▸ Set exercise: Working from the top of the listing below, retype each line through the line containing "const cols = 'grid", both included, with no pictures.

%%

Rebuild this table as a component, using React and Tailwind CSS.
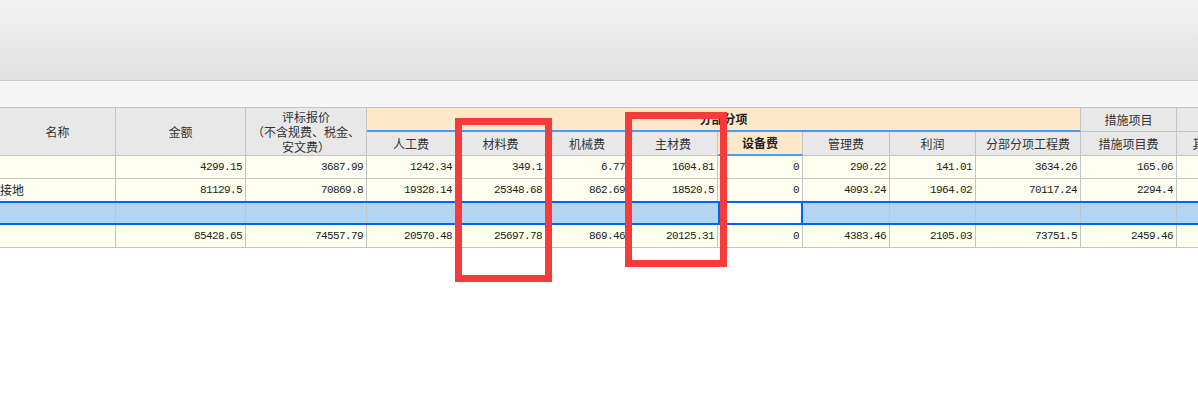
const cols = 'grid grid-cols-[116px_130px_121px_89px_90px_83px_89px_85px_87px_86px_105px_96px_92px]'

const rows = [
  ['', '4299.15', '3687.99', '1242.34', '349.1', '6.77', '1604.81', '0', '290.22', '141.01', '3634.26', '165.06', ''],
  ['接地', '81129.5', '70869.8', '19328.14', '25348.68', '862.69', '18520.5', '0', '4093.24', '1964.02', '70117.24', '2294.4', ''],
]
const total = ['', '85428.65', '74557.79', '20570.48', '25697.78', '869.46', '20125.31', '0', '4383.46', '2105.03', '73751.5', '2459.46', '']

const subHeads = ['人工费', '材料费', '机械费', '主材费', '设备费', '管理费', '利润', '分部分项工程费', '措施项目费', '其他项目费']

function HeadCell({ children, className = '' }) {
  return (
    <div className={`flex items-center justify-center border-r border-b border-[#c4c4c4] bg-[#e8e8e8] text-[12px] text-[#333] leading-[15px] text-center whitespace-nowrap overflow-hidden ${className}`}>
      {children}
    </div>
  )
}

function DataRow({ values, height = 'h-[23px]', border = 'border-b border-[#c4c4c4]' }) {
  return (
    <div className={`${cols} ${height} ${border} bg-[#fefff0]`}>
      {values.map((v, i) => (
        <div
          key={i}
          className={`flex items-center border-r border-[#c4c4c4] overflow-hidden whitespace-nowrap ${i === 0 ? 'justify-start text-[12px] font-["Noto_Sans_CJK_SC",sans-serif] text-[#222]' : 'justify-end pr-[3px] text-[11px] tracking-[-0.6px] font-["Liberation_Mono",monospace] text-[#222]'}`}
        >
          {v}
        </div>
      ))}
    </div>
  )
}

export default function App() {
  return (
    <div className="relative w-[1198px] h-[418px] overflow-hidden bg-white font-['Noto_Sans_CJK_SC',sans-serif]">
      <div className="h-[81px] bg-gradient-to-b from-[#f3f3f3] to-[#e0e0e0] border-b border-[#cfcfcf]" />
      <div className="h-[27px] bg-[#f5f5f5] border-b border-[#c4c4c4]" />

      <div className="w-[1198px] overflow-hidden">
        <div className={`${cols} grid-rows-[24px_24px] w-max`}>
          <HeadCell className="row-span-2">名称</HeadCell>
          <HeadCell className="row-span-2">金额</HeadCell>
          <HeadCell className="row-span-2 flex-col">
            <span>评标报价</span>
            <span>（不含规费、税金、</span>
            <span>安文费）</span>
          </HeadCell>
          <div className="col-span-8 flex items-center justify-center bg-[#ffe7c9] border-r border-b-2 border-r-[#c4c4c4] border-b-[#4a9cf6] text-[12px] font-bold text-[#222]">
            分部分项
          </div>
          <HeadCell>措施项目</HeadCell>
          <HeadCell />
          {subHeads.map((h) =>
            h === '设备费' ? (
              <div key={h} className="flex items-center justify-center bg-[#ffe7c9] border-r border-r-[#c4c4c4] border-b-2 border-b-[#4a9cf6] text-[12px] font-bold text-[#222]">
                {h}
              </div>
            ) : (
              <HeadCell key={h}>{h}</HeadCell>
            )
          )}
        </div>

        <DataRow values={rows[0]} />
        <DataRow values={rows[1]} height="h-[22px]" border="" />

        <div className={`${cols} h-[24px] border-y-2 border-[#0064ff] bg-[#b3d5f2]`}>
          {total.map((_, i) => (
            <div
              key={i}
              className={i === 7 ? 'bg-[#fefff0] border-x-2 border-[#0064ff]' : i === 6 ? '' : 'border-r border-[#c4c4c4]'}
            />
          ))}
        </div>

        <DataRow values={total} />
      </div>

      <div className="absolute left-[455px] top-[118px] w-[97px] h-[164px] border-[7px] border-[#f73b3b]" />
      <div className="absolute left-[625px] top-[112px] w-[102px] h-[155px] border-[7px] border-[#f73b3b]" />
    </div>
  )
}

%%

▸ Answer:
Rebuild this table as a component, using React and Tailwind CSS.
const cols = 'grid grid-cols-[116px_130px_121px_89px_90px_83px_89px_85px_87px_86px_105px_96px_92px]'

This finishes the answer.